Thursday, 25 February 2016

Earth Is Extremely Unique, New Study Suggests

Earthrise suggests there’s no place like home. Image courtesy of NASA/Goddard/Arizona State University.

Joel Kontinen

700 quintillion is a huge number: “a 7 followed by 20 zeros,” as Nathaniel Scharping puts it in Discover magazine.

That is the assumed number of planets in the universe, at least according to a new study by astrophysicist Erik Zackrisson at Uppsala University, Sweden, and colleagues.

And none of them is like Earth.

The figures are drawn from a computer simulation based on the Big Bang model.

Zackrisson’s research throws cold water on the hopes of those who wish to believe that the universe is teeming with life. First, Scharping gives some background data:

Current estimates hold that there are some 100 billion galaxies in the universe containing about 10^18 stars, or a billion trillion.
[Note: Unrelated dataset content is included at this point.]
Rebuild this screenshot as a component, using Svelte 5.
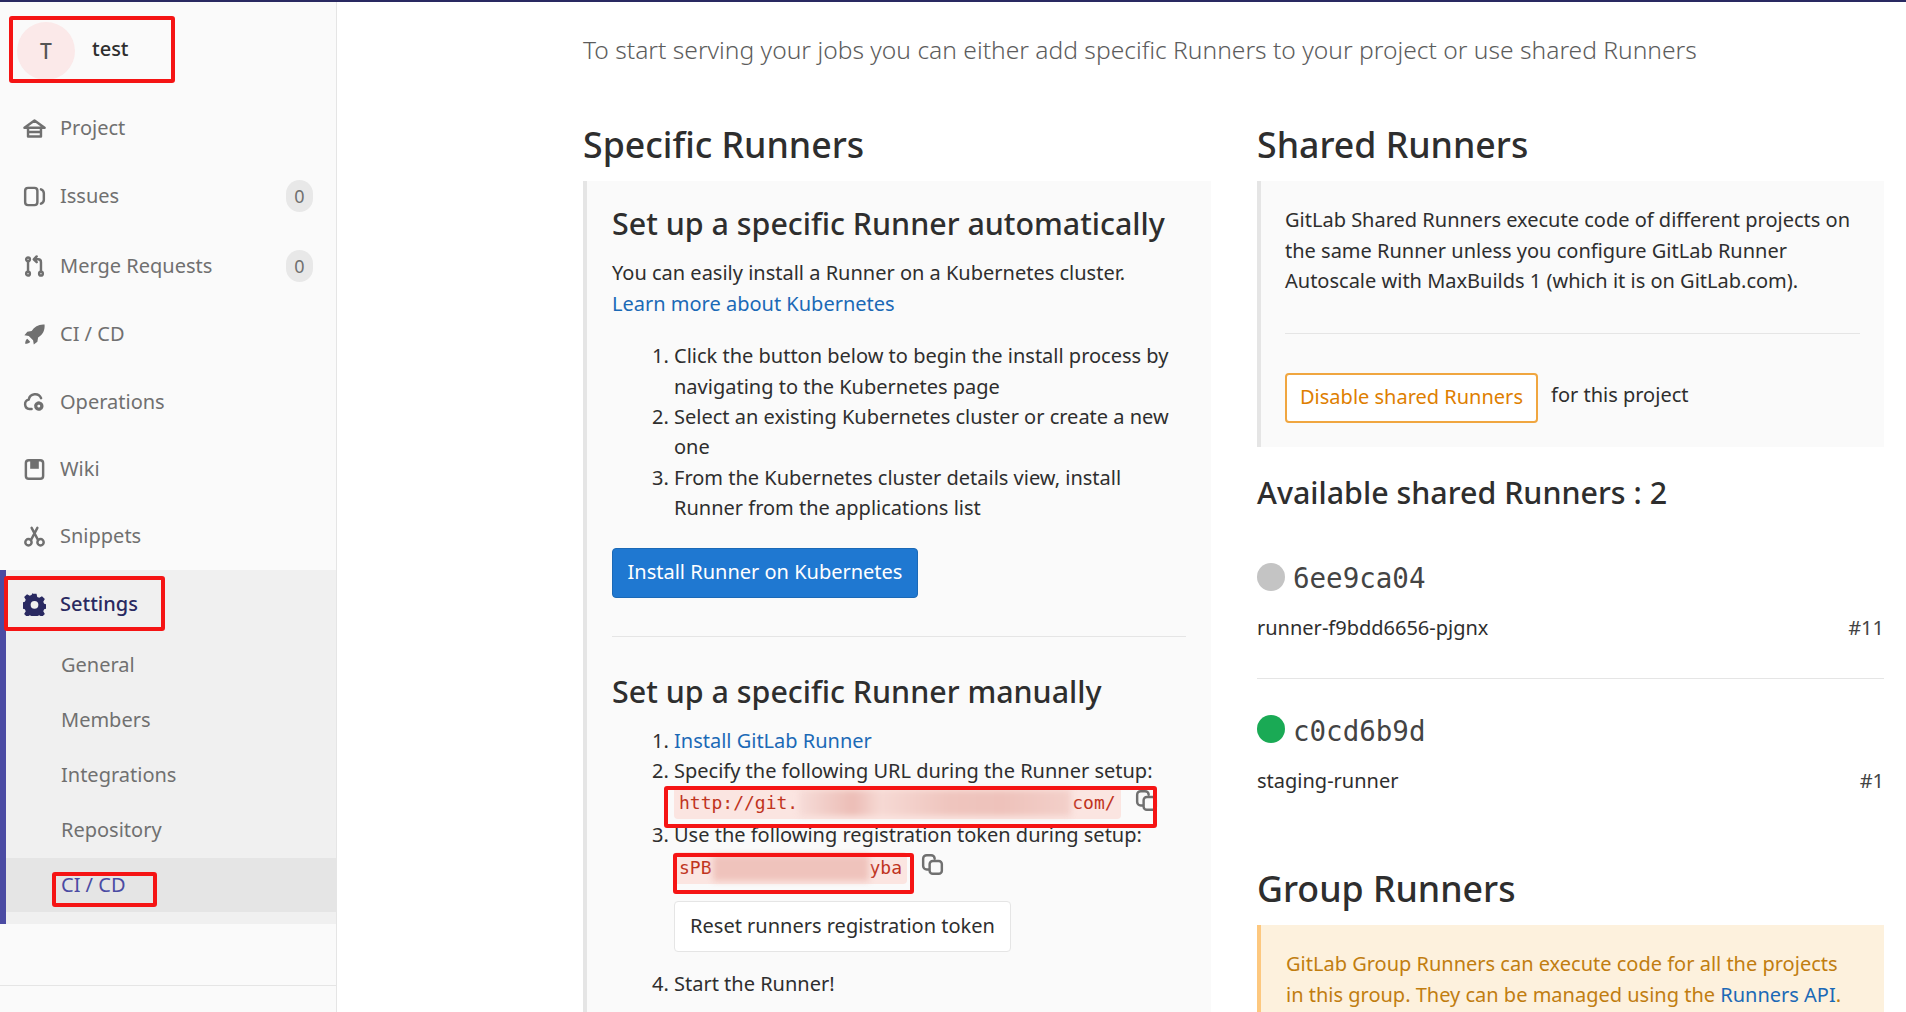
<script>
  const navTop = [
    { label: 'Project', icon: 'home' },
    { label: 'Issues', icon: 'issues', count: 0 },
    { label: 'Merge Requests', icon: 'merge', count: 0 },
    { label: 'CI / CD', icon: 'rocket' },
    { label: 'Operations', icon: 'cloud' },
    { label: 'Wiki', icon: 'book' },
    { label: 'Snippets', icon: 'scissors' }
  ];
  const subItems = ['General', 'Members', 'Integrations', 'Repository'];
  const runners = [
    { id: '6ee9ca04', name: 'runner-f9bdd6656-pjgnx', num: '#11', color: '#c4c4c4' },
    { id: 'c0cd6b9d', name: 'staging-runner', num: '#1', color: '#1aaa55' }
  ];
</script>

{#snippet icon(name)}
  <svg class="icon" viewBox="0 0 16 16" fill="none" stroke="currentColor" stroke-width="1.7" stroke-linejoin="round" stroke-linecap="round">
    {#if name === 'home'}
      <path d="M1 7.500 8 2.500l7 5H1Z" />
      <path d="M3.500 8v5.500h9V8M3.500 10.500h9" />
    {:else if name === 'issues'}
      <rect x="1.500" y="2" width="8.500" height="12" rx="2" />
      <path d="M12.500 3c1.600.6 2 1.600 2 2.800v4.400c0 1.200-.6 2.200-2 2.800" />
    {:else if name === 'merge'}
      <circle cx="3.500" cy="3" r="1.300" />
      <circle cx="3.500" cy="13" r="1.300" />
      <circle cx="12.500" cy="13" r="1.300" />
      <path d="M3.500 4.500v7M12.500 11.500V5c0-1.200-.8-2-2-2H8M9.500 1 7.500 3l2 2" />
    {:else if name === 'rocket'}
      <path fill="currentColor" stroke="none" d="M15 1c-4-.3-7 1.200-9 4.500L3 6 1 8.500l3 .5 3 3 .5 3 2.500-2 .5-3C14 8 15.300 5 15 1Z" />
      <path fill="currentColor" stroke="none" d="M3 11c-1 .6-1.500 1.800-1.500 3.500C3.200 14.500 4.400 14 5 13l-2-2Z" />
    {:else if name === 'cloud'}
      <path d="M6 12.500H4.500A3.300 3.300 0 0 1 4 6a4.500 4.500 0 0 1 8.600-1" />
      <circle cx="11" cy="10.500" r="2.300" stroke-width="2" stroke-dasharray="1.500 .9" />
      <circle cx="11" cy="10.500" r="1.700" stroke-width="1.300" />
    {:else if name === 'book'}
      <rect x="2" y="1.500" width="12" height="13" rx="2" />
      <path fill="currentColor" stroke="none" d="M5 1.500h6v6H5Z" />
    {:else if name === 'scissors'}
      <circle cx="3.800" cy="12" r="2.200" />
      <circle cx="12.200" cy="12" r="2.200" />
      <path d="M5.500 10.500 10 2M10.500 10.500 6 2" />
    {:else if name === 'gear'}
      <path fill="currentColor" fill-rule="evenodd" stroke="none" d="M6.600.6h2.800l.5 2.100 1.400.6 1.900-1.100 2 2-1.100 1.900.6 1.400 2.100.5v2.800l-2.100.5-.6 1.400 1.100 1.900-2 2-1.900-1.100-1.400.6-.5 2.100H6.600l-.5-2.100-1.400-.6-1.900 1.100-2-2 1.100-1.900-.6-1.400-2.100-.5V6.600l2.100-.5.6-1.400-1.100-1.900 2-2 1.900 1.100 1.400-.6.5-2.100ZM8 5.500a2.700 2.700 0 1 0 0 5.400 2.700 2.700 0 0 0 0-5.400Z" />
    {:else if name === 'copy'}
      <path d="M5.500 11.500H4A2.500 2.500 0 0 1 1.500 9V4A2.500 2.500 0 0 1 4 1.500h3A2.500 2.500 0 0 1 9.500 4" />
      <rect x="6" y="5.500" width="8.500" height="9" rx="2.200" />
    {/if}
  </svg>
{/snippet}

<div class="page">
  <div class="topline"></div>
  <div class="shell">
    <aside class="sidebar">
      <div class="context">
        <span class="avatar">T</span>
        <span class="project-name">test</span>
      </div>
      <nav class="nav">
        {#each navTop as item}
          <div class="nav-item">
            {@render icon(item.icon)}
            <span class="nav-label">{item.label}</span>
            {#if item.count !== undefined}
              <span class="badge">{item.count}</span>
            {/if}
          </div>
        {/each}
      </nav>
      <div class="settings-group">
        <div class="nav-item settings-head">
          {@render icon('gear')}
          <span class="nav-label">Settings</span>
        </div>
        {#each subItems as sub}
          <div class="sub-item">{sub}</div>
        {/each}
        <div class="sub-item sub-active">CI / CD</div>
      </div>
      <div class="sidebar-foot"></div>
    </aside>

    <main class="main">
      <p class="intro">To start serving your jobs you can either add specific Runners to your project or use shared Runners</p>
      <div class="columns">
        <section>
          <h3>Specific Runners</h3>
          <div class="panel">
            <h4>Set up a specific Runner automatically</h4>
            <p class="kube-text">You can easily install a Runner on a Kubernetes cluster.<br /><a href="#kube">Learn more about Kubernetes</a></p>
            <ol class="steps">
              <li>Click the button below to begin the install process by navigating to the Kubernetes page</li>
              <li>Select an existing Kubernetes cluster or create a new one</li>
              <li>From the Kubernetes cluster details view, install Runner from the applications list</li>
            </ol>
            <button class="btn-primary">Install Runner on Kubernetes</button>
            <hr class="panel-rule" />
            <h4 class="manual-title">Set up a specific Runner manually</h4>
            <ol class="steps manual">
              <li><a href="#install">Install GitLab Runner</a></li>
              <li>
                Specify the following URL during the Runner setup:
                <div class="code-row">
                  <code class="url">http://git.<span class="smudge smudge-url"></span>com/</code>
                  <span class="copy copy-url">{@render icon('copy')}</span>
                </div>
              </li>
              <li>
                Use the following registration token during setup:
                <div class="code-row">
                  <code>sPB<span class="smudge smudge-token"></span>yba</code>
                  <span class="copy">{@render icon('copy')}</span>
                </div>
                <button class="btn-default">Reset runners registration token</button>
              </li>
              <li class="start">Start the Runner!</li>
            </ol>
          </div>
        </section>

        <section>
          <h3>Shared Runners</h3>
          <div class="panel shared">
            <p class="shared-text">GitLab Shared Runners execute code of different projects on the same Runner unless you configure GitLab Runner Autoscale with MaxBuilds 1 (which it is on GitLab.com).</p>
            <hr class="shared-rule" />
            <div class="disable-row">
              <button class="btn-warning">Disable shared Runners</button>
              <span class="for-project">for this project</span>
            </div>
          </div>
          <h4 class="available">Available shared Runners : 2</h4>
          {#each runners as runner, i}
            <div class="runner" class:last={i === runners.length - 1}>
              <div class="runner-id">
                <span class="status" style="background: {runner.color}"></span>
                <span class="runner-hash">{runner.id}</span>
              </div>
              <div class="runner-meta">
                <span>{runner.name}</span>
                <span class="runner-num">{runner.num}</span>
              </div>
            </div>
          {/each}
          <h3 class="group-title">Group Runners</h3>
          <div class="panel group">
            <p>GitLab Group Runners can execute code for all the projects in this group. They can be managed using the <a href="#api">Runners API</a>.</p>
          </div>
        </section>
      </div>
    </main>
  </div>

  <!-- red annotation boxes drawn on top of the screenshot -->
  <div class="mark mark-context"></div>
  <div class="mark mark-settings"></div>
  <div class="mark mark-cicd"></div>
  <div class="mark mark-url"></div>
  <div class="mark mark-token"></div>
</div>

<style>
  :global(body) {
    margin: 0;
    background: #fff;
  }

  .page {
    position: relative;
    height: 1012px;
    overflow: hidden;
    font-family: "Noto Sans", "Open Sans", sans-serif;
    font-size: 20px;
    line-height: 30.4px;
    color: #2e2e2e;
  }

  .topline {
    height: 2px;
    background: #292961;
  }

  .shell {
    display: flex;
    height: 1010px;
  }

  /* sidebar */
  .sidebar {
    display: flex;
    flex-direction: column;
    width: 336px;
    flex: none;
    background: #fafafa;
    border-right: 1px solid #e5e5e5;
  }

  .context {
    display: flex;
    align-items: center;
    height: 58px;
    padding: 20px 0 0 17px;
    font-size: 20px;
    font-weight: 500;
  }

  .avatar {
    display: flex;
    align-items: center;
    justify-content: center;
    width: 58px;
    height: 58px;
    border-radius: 50%;
    background: #fbe9e9;
    color: #555;
    font-size: 21px;
  }

  .project-name {
    margin-left: 17px;
    margin-top: -3px;
    color: #2e2e2e;
  }

  .nav {
    padding-top: 14px;
  }

  .nav-item {
    display: flex;
    align-items: center;
    height: 68px;
    padding: 0 23px 0 23px;
    color: #707070;
  }

  .nav-item:nth-child(3) {
    margin-top: 2px;
  }

  .nav-item:nth-child(5),
  .nav-item:nth-child(6) {
    margin-bottom: -1px;
  }

  .icon {
    width: 23px;
    height: 23px;
    flex: none;
  }

  .nav-label {
    margin-left: 14px;
    flex: 1;
  }

  .badge {
    display: flex;
    align-items: center;
    justify-content: center;
    width: 27px;
    height: 32px;
    border-radius: 14px;
    background: #e8e8e8;
    color: #707070;
    font-size: 18px;
  }

  .settings-group {
    height: 354px;
    box-sizing: border-box;
    border-left: 6px solid #4b4ba3;
    background: #f0f0f0;
  }

  .settings-head {
    height: 68px;
    padding-left: 17px;
    color: #292961;
    font-weight: 500;
  }

  .sub-item {
    display: flex;
    align-items: center;
    height: 55px;
    padding-left: 55px;
    color: #707070;
  }

  .sub-active {
    height: 54px;
    background: #e5e5e5;
    color: #4b4ba3;
  }

  .sidebar-foot {
    height: 1px;
    margin-top: 61px;
    background: #e5e5e5;
  }

  /* main area */
  .main {
    padding: 33px 22px 0 246px;
    flex: 1;
    min-width: 0;
  }

  .intro {
    margin: 0 0 59px;
    font-size: 24.600px;
    font-weight: 300;
    color: #5c5c5c;
  }

  .columns {
    display: grid;
    grid-template-columns: 628px 627px;
    gap: 46px;
  }

  h3 {
    margin: 0 0 17px;
    font-size: 35.700px;
    line-height: 40px;
    font-weight: 500;
    color: #2e2e2e;
  }

  h4 {
    margin: 0;
    font-size: 30.400px;
    line-height: 36px;
    font-weight: 500;
  }

  a {
    color: #1b69b6;
    text-decoration: none;
  }

  .panel {
    box-sizing: border-box;
    padding: 25px 25px 0 25px;
    height: 900px;
    background: #fafafa;
    border-left: 4px solid #e5e5e5;
  }

  .kube-text {
    margin: 16px 0 22px;
  }

  .steps {
    margin: 0;
    padding-left: 62px;
  }

  button {
    box-sizing: border-box;
    display: block;
    font: inherit;
    border-radius: 4px;
    padding: 0;
  }

  .btn-primary {
    height: 50px;
    width: 306px;
    margin-top: 24px;
    background: #1f78d1;
    border: 1px solid #1b69b6;
    color: #fff;
  }

  .panel-rule {
    margin: 38px 0 37px;
    border: 0;
    border-top: 1px solid #e5e5e5;
  }

  .manual-title {
    margin-bottom: 16px;
  }

  .code-row {
    display: flex;
    height: 34px;
    align-items: center;
  }

  code {
    display: flex;
    align-items: center;
    height: 32px;
    padding: 0 5px;
    border-radius: 4px;
    background: #fbe5e1;
    color: #c0341d;
    font-family: "DejaVu Sans Mono", monospace;
    font-size: 18px;
    white-space: nowrap;
  }

  .smudge {
    height: 26px;
    margin: 0 1px;
    filter: blur(3px);
  }

  .smudge-url {
    width: 272px;
    background: linear-gradient(90deg, #f6dcd8, #ecbdb6 20%, #f6d9d4 30%, #efc5be 55%, #eec2bb 75%, #f3d0ca);
  }

  .smudge-token {
    width: 156px;
    background: #efc3bc;
  }

  .copy {
    display: inline-flex;
    margin-left: 14px;
    margin-top: -6px;
    color: #707070;
  }

  .btn-default {
    height: 51px;
    width: 337px;
    margin-top: 16px;
    background: #fff;
    border: 1px solid #e5e5e5;
    color: #2e2e2e;
    text-align: center;
  }

  .start {
    margin-top: 17px;
  }

  .shared {
    height: 266px;
    padding: 24px 24px 0 24px;
  }

  .shared-text {
    margin: 0;
  }

  .shared-rule {
    margin: 36px 0 39px;
    border: 0;
    border-top: 1px solid #e5e5e5;
  }

  .disable-row {
    display: flex;
    align-items: flex-start;
  }

  .btn-warning {
    width: 253px;
    height: 50px;
    background: #fff;
    border: 2px solid #f0a640;
    color: #de7e00;
  }

  .for-project {
    margin-left: 13px;
    margin-top: 7px;
  }

  .available {
    margin: 28px 0 0;
  }

  .runner {
    box-sizing: border-box;
    border-bottom: 1px solid #e5e5e5;
  }

  .runner-id {
    display: flex;
    align-items: center;
    height: 40px;
    padding-top: 47px;
  }

  .runner + .runner .runner-id {
    padding-top: 32px;
  }

  .runner.last {
    border-bottom: 0;
  }

  .status {
    width: 28px;
    height: 28px;
    border-radius: 50%;
    margin-top: -3px;
  }

  .runner-hash {
    margin-left: 8px;
    font-family: "DejaVu Sans Mono", monospace;
    font-size: 27.500px;
    color: #444;
  }

  .runner-meta {
    display: flex;
    justify-content: space-between;
    padding: 15px 0 34px;
  }

  .runner-num {
    color: #444;
  }

  .group-title {
    margin: 38px 0 17px;
  }

  .group {
    background: #fdf1dd;
    border-left-color: #fdc87f;
    color: #c17d10;
    padding-top: 24px;
  }

  .group p {
    margin: 0;
  }

  /* annotations */
  .mark {
    position: absolute;
    box-sizing: border-box;
    border: 4px solid #f51414;
    border-radius: 3px;
  }

  .mark-context { left: 9px; top: 16px; width: 166px; height: 67px; }
  .mark-settings { left: 4px; top: 576px; width: 161px; height: 55px; }
  .mark-cicd { left: 52px; top: 872px; width: 105px; height: 35px; }
  .mark-url { left: 664px; top: 786px; width: 493px; height: 42px; }
  .mark-token { left: 673px; top: 853px; width: 241px; height: 41px; }
</style>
One of the most fundamental requirements for a planet to sustain life is to orbit in the ‘habitable zone’ of a star — the ‘Goldilocks’ region where the temperature is just right and liquid water can exist. Astronomers have, to this point, discovered around 30 exoplanets in the habitable zones of stars. Simply extrapolating that figure based on the known number of stars suggests that there should be about 50 billion such planets in the Milky Way alone. Probability seems to dictate that Earth-twins are out there somewhere
. ”

The wildest speculations put the number of Earth-Like Planets at 100 Billion Billion.

Scharping dashes any such hopes:

But according to Zackrisson, most planets in the universe shouldn’t look like Earth. His model indicates that Earth’s existence presents a mild statistical anomaly in the multiplicity of planets. Most of the worlds predicted by his model exist in galaxies larger than the Milky Way and orbit stars with different compositions — an important factor in determining a planet’s characteristics. His research indicates that, from a purely statistical standpoint, Earth perhaps shouldn’t exist.

Scharping’s article has a rather intriguing title: Earth May Be a 1-in-700-Quintillion Kind of Place.

It certainly looks like it was fine-tuned for life, designed to be inhabited.

In contrast, even the most Earth-like exoplanets, such as Kepler-438 B, might not be habitable at all.

While Venus and Mars orbit the Sun in its habitable zone, they are anything but habitable.

We now know that giant gas planets like Saturn keep Earth habitable, protecting us from comets and other potentially hazardous objects.

Previous research has also suggested that Earth is probably a unique planet. Some scientists say that there’s no place like home elsewhere in the universe.


Scharping, Nathaniel. 2016. Earth May Be a 1-in-700-Quintillion Kind of Place. Discover (22 February).